Yeah, I'm also not sure.  On the other hand, if we're going to catch fstat 
errors anyway, we might as well do something sensible with this one.

> > +		} else {
> > +			FILE *fp;
> > +			int fd;
> > +			int saved_errno = errno;
> > +			/*
> > +			 * Perhaps there was an i/o error or another
> > +			 * unlikely situation.  Try to make a note of
> > +			 * this in gc.log.  If this fails again,
> > +			 * give up and leave gc.log as it was.
> > +			 */
> > +			rollback_lock_file(&log_lock);
> > +			fd = hold_lock_file_for_update(&log_lock,
> > +						       git_path("gc.log"),
> > +						       LOCK_DIE_ON_ERROR);
> 
> If there was an i/o error, then gc.log.lock still exists. And this attempt to lock will
> therefore fail, calling die(). Which would trigger our atexit() to call process_log(),
> which would hit this code again, and so forth. I'm not sure if we'd actually
> recurse when an atexit handler calls exit(). But it seems questionable.

No, because  we call rollback_log_file first.

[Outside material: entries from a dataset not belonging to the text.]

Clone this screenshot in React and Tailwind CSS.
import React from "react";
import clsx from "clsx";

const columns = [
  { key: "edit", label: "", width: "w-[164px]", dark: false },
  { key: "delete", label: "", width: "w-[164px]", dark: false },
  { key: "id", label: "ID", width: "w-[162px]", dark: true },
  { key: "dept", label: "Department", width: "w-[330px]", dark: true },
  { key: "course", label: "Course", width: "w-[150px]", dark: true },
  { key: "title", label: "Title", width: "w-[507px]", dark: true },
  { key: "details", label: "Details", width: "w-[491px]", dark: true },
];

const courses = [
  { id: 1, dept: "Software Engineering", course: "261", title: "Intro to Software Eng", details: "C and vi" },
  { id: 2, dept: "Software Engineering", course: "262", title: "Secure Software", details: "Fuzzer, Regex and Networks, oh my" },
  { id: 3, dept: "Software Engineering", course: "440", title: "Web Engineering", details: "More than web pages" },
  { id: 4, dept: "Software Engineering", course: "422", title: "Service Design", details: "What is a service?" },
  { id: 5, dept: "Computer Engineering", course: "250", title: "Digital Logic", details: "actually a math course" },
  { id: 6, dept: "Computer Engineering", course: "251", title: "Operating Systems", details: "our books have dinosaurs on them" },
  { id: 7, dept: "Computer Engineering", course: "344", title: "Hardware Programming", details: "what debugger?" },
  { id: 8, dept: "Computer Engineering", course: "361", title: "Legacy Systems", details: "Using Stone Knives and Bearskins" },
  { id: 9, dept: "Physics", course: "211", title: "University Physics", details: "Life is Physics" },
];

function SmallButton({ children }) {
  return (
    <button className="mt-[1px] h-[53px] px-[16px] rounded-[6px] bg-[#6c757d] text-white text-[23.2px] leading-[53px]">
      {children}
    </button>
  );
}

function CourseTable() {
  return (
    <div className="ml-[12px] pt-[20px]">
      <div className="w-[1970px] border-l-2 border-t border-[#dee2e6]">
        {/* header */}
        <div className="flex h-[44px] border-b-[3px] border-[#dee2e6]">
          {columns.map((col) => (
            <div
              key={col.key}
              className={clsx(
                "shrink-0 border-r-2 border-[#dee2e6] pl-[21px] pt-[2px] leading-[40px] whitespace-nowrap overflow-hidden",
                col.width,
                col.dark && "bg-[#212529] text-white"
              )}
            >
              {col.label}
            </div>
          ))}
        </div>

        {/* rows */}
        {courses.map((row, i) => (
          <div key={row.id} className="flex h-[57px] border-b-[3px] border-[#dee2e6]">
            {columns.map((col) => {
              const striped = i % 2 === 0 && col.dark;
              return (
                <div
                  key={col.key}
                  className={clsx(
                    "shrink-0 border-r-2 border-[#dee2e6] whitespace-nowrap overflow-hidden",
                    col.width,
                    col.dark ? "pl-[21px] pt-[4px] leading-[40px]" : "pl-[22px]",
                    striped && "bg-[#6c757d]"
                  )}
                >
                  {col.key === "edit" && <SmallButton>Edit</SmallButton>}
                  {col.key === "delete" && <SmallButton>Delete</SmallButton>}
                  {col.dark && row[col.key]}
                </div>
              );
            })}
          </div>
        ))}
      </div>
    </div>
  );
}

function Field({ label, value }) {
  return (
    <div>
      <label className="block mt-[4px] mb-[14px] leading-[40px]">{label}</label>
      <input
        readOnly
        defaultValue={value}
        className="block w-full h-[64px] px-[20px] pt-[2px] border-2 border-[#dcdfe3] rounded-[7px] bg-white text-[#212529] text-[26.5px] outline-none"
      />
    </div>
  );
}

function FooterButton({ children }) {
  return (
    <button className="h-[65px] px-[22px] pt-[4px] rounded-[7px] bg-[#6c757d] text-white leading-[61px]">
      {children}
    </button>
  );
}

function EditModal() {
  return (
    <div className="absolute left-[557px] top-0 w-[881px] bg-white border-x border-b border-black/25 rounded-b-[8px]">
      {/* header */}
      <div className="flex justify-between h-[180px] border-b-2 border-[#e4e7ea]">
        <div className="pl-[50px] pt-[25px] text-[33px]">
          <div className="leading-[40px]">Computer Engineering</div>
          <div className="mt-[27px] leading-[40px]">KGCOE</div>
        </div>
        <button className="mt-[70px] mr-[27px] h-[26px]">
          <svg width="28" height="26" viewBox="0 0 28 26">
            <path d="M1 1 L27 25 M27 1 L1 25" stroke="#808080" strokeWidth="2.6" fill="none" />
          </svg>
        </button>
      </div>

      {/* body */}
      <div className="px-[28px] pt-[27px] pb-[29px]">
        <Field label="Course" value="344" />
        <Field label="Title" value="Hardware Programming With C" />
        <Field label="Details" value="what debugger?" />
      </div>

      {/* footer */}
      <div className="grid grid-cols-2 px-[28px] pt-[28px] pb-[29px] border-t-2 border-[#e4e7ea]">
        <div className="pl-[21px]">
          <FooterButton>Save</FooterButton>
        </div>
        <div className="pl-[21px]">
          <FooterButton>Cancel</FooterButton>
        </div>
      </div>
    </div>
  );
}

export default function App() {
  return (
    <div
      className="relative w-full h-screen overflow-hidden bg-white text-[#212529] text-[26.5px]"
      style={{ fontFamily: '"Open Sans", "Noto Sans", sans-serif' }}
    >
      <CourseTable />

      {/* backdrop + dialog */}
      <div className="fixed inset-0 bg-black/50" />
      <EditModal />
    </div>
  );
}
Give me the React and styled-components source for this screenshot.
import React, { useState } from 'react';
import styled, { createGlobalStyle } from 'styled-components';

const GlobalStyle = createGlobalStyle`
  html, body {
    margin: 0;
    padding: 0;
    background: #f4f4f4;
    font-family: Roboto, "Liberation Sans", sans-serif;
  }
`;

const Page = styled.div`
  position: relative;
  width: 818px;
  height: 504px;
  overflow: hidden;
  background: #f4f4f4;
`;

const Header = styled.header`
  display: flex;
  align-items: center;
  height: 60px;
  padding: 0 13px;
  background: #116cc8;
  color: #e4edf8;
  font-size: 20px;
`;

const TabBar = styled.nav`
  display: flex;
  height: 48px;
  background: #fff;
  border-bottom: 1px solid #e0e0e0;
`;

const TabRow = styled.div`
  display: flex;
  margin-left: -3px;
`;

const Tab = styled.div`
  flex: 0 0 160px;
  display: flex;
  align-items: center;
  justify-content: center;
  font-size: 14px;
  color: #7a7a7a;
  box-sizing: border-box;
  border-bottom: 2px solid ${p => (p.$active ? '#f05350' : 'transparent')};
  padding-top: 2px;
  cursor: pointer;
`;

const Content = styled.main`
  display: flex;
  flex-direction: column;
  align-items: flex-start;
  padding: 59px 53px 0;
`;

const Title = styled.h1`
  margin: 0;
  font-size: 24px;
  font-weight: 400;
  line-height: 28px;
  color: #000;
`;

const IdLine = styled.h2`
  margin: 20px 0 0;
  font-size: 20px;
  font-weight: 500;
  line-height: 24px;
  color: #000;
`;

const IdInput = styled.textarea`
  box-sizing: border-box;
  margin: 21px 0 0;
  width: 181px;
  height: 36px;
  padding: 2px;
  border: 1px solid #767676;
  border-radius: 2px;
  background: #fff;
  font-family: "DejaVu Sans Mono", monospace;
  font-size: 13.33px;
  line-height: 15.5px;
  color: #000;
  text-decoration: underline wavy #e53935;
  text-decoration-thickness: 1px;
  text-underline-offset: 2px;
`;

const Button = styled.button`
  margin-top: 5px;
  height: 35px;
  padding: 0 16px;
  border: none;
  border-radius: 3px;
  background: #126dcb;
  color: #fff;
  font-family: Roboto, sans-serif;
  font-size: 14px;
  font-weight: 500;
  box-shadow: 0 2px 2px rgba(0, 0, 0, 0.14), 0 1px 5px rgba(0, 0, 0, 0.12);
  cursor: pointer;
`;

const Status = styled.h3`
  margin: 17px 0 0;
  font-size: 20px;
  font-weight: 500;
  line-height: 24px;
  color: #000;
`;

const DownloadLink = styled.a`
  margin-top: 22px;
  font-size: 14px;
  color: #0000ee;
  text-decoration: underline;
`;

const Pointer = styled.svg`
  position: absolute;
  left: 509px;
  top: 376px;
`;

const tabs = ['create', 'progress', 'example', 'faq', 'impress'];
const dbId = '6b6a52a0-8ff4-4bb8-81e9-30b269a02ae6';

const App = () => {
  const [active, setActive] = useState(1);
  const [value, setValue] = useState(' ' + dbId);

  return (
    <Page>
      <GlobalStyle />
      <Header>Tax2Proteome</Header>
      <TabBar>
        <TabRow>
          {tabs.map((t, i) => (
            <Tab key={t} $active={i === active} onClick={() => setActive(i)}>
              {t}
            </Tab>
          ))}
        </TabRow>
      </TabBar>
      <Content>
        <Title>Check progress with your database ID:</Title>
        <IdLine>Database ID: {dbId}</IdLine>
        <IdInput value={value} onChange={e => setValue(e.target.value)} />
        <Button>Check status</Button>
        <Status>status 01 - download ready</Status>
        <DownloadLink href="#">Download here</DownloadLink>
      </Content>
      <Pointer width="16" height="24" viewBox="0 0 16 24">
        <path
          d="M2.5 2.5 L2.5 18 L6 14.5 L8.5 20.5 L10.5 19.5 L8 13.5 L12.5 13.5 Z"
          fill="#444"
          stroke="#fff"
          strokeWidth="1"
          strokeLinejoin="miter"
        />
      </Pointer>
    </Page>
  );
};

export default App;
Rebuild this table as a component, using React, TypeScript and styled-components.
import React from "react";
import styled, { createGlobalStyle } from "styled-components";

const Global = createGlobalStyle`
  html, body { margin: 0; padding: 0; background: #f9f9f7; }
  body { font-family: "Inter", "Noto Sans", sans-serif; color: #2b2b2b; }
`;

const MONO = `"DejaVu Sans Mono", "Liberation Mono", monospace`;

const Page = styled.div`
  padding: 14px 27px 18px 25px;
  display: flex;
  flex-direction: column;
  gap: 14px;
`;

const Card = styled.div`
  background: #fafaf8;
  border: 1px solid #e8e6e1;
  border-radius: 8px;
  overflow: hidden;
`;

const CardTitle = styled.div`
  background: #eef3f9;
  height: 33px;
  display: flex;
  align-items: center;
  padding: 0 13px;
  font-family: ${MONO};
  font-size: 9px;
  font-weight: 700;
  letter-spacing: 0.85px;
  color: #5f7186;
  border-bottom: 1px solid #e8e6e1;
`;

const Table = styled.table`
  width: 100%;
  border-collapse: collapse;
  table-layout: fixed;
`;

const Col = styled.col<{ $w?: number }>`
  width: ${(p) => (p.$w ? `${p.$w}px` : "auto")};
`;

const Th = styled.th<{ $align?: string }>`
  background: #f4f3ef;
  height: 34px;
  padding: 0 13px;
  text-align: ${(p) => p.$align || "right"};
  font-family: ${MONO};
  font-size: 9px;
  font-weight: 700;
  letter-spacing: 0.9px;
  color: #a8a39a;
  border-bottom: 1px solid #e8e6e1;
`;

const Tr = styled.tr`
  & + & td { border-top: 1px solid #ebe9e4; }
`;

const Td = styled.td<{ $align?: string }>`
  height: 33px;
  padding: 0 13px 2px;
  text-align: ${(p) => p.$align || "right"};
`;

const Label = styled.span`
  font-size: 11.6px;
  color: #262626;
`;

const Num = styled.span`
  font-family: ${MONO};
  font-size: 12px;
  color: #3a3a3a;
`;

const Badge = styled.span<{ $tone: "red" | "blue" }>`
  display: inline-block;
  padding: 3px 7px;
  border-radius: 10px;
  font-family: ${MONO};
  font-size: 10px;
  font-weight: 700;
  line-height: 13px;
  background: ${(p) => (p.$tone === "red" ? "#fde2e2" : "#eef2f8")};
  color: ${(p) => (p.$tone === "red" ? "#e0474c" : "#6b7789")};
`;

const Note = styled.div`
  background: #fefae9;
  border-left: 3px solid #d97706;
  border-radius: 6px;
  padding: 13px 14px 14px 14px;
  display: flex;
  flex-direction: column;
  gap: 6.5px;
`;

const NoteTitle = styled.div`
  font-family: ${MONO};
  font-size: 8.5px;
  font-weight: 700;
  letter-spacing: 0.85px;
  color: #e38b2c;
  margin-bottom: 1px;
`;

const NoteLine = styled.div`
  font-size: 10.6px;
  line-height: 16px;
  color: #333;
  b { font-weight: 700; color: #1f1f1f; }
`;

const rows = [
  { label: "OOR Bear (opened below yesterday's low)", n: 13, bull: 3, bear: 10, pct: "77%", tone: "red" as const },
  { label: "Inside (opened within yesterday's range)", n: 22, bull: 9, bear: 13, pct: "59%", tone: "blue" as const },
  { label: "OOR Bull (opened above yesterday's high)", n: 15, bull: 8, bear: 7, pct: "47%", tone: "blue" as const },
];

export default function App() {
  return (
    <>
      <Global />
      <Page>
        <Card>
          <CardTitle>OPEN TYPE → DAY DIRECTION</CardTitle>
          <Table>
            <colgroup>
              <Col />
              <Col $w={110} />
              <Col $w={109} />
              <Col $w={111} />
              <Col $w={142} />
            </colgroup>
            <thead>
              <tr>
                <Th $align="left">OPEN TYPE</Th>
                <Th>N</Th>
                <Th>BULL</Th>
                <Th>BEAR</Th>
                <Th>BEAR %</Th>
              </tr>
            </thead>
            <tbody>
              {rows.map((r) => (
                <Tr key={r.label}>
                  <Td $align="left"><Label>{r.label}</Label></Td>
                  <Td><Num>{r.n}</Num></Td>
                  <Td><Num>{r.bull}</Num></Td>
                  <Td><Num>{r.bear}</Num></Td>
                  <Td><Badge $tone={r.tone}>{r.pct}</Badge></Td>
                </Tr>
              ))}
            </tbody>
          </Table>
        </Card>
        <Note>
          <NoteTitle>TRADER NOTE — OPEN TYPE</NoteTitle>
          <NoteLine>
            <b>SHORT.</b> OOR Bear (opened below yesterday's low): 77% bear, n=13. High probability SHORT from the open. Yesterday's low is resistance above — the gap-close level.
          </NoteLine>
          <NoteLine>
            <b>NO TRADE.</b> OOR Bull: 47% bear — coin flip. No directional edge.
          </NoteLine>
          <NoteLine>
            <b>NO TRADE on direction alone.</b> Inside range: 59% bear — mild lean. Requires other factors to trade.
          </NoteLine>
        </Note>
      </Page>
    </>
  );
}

> I'm also not sure why we need to re-open the file in the first place. We have an
> open descriptor (and we even redirected stderr to it already).
> Why don't we just write to it?

If fstat failed, that probably indicates something bad about the old fd.  I'm not 
actually sure why fstat would ever fail, since in all likelihood, the kernel keeps 
information about inodes corresponding to open fds in-memory.  Maybe someone
forcibly unmounted the drive?  

> > @@ -113,6 +151,9 @@ static void gc_config(void)
> >  	git_config_get_bool("gc.autodetach", &detach_auto);
> >  	git_config_date_string("gc.pruneexpire", &prune_expire);
> >  	git_config_date_string("gc.worktreepruneexpire",
> > &prune_worktrees_expire);
> > +	if (!git_config_get_value("gc.logexpiry", &value))
> > +		parse_expiry_date(value, &gc_log_expire_time);
> > +
> 
> Should you be using git_config_date_string() here? It looks like it does some
> extra sanity-checking. It annoyingly just gets the string, and doesn't parse it.
> Perhaps it would be worth adding a
> git_config_date_value() helper.

That seems like a good idea, but I'm going to skip it for now and promise to
do it next time I need a date config.

> Or alternatively, save the date string here, and then parse once later on, after
> having resolved all config (and overwritten the default value).

Sure.

> > @@ -448,5 +506,8 @@ int cmd_gc(int argc, const char **argv, const char
> *prefix)
> >  		warning(_("There are too many unreachable loose objects; "
> >  			"run 'git prune' to remove them."));
> >
> > +	if (!daemonized)
> > +		unlink(git_path("gc.log"));
> > +
> 
> I think this is a good thing to do, though I'd have probably put it in a separate
> patch. I guess that's a matter of taste.

I could go either way, but since I've already gone this way, I'll stick with it.

> > +test_expect_success 'background auto gc does not run if gc.log is present
> and recent but does if it is old' '
> > +	keep=$(ls .git/objects/pack/*.pack|head -1|sed -e "s/pack$/keep/") &&
> > +	test_commit foo &&
> > +	test_commit bar &&
> > +	git repack &&
> > +	test_config gc.autopacklimit 1 &&
> > +	test_config gc.autodetach true &&
> > +	echo fleem >.git/gc.log &&
> > +	test_must_fail git gc --auto 2>err &&
> > +	test_i18ngrep "^error:" err &&
> > +	test-chmtime =-86401 .git/gc.log &&
> > +	git gc --auto
> > +'
> 
> This gives only 1 second of leeway. I wonder if we could end up getting bogus
> failures due to system clock adjustments, or even skew between the filesystem
> and OS clocks. Perhaps we should set it farther back, like a few days.
> 
> (It also relies on the 1-day default. That's probably OK, though we could also set
> an explicit default for the test, which would exercise the config code path, too).

Sure, I'll re-roll with that change.